I’ve been using Julia to complete advent of code this year. Today’s problem had a part which naturally lent itself to storing pairs of tuples of integers in a set. My program was running far more slowly that I expected to, so I implemented the same logic in Python to see if that faired any better. My Python code completed in less than 5 seconds. I came back to my Julia code and used my own hashing function to instead store a pair of integers and this time my program complete in under 4 seconds. The only change in my program is the one shown below.
if Tuple([Tuple(p1),Tuple(p2)]) in seen
return score(p1),1
end
push!(seen,Tuple([Tuple(p1),Tuple(p2)]))
Which I changed to:
if Tuple([score(p1),score(p2)]) in seen
return score(p1),1
end
push!(seen,Tuple([score(p1),score(p2)]))
This small change made my runtime go from over a minute to less than 4 seconds. Curious, I timed the code below and it took 15 seconds to run while equivalent python code completed in less than 3 seconds.
for _ in 1:1000000
i = rand(0:50)
hash(Tuple([Tuple(1:i),Tuple(i+1:50)]))
end
Does there exist a consistently performant way to store tuples of tuples in a set?
Are you sure it is the hashing that is slow or could it be the fact that you are creating a bunch of tuples of unknown length (type unstable) and an array holding these two tuples in every iteration?
The problem with your code is not the call to hash, but the type instabilities from creating tuples with non-inferable length. Just replacing Tuple([Tuple(p1), Tuple(p2)]) with (Tuple(p1), Tuple(p2)) already makes this a lot faster:
julia> @time for _ in 1:1000000
i = rand(0:50)
hash((Tuple(1:i), Tuple(i+1:50)))
end
2.541987 seconds (5.96 M allocations: 1.371 GiB, 2.92% gc time)

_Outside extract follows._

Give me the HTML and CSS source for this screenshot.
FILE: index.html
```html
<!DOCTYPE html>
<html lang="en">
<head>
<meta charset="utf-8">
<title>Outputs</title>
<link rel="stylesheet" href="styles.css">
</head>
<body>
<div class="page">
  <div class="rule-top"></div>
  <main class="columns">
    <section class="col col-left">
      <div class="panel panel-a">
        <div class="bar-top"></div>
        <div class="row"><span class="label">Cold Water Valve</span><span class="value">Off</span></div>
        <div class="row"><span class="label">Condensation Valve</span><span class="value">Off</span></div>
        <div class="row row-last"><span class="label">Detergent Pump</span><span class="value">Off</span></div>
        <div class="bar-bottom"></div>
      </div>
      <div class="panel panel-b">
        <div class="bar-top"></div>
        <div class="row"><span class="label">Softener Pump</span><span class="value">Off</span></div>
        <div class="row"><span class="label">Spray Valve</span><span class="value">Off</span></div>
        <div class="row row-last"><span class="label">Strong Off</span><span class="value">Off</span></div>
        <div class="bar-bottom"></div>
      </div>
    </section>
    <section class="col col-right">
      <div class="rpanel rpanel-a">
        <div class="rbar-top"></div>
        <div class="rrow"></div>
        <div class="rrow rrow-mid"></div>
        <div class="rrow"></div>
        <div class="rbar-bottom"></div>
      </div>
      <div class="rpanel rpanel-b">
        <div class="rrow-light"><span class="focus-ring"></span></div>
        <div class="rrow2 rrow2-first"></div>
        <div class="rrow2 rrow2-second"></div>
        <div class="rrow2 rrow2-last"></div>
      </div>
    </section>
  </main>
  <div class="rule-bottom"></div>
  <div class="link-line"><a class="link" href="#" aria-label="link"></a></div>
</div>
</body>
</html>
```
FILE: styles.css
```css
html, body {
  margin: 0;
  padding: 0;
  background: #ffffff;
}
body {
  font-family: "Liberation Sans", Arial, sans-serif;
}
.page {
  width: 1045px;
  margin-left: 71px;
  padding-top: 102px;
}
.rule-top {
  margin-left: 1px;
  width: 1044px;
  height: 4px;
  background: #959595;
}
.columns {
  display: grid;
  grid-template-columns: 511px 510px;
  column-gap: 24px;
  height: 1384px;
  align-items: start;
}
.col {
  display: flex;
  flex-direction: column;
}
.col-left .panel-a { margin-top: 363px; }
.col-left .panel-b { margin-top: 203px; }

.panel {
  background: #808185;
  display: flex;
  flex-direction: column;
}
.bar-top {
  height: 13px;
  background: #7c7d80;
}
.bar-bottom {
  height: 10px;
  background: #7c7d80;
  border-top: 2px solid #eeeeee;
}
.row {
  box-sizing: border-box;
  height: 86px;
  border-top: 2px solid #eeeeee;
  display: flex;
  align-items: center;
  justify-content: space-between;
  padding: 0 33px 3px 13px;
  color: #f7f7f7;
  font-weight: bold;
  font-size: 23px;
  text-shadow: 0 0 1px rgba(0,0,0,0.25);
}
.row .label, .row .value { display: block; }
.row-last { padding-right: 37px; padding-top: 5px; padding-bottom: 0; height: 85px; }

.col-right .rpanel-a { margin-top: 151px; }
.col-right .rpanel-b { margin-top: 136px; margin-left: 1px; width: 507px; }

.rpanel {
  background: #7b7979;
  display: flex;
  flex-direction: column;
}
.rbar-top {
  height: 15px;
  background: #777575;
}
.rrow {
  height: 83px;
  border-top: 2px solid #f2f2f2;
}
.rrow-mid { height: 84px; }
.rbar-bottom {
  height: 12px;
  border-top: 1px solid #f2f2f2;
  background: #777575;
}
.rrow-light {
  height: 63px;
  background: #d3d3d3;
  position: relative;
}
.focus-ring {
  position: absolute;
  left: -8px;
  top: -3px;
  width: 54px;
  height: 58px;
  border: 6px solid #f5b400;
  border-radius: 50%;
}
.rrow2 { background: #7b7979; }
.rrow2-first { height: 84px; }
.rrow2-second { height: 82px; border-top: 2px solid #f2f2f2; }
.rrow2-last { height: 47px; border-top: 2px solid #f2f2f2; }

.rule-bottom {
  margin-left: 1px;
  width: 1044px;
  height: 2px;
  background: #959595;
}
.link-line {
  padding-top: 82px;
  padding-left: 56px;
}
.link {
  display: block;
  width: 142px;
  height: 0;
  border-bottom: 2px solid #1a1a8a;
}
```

julia> @time for _ in 1:1000000
i = rand(0:50)
hash(Tuple([Tuple(1:i),Tuple(i+1:50)]))
end
11.292196 seconds (13.20 M allocations: 2.993 GiB, 1.20% gc time)
Tuple(1:rand(0:50)) is still not type stable though, so I would highly recommend storing the ranges as UnitRanges instead of Tuples inside your set.
I tried something like that as well but still ran into the same problems. I should note that p1,p2 are arrays and so I have to convert them into tuples. The variations I tried are
You don’t though. You can have a Set{NTuple{2, Vector{Int}}} and just put the two arrays in there (like what was said in Hashing tuples of tuples is seemingly very slow - #2 by Skoffer). That’s e.g. what I did for advent of code. Just don’t mutate them after you put them into the set.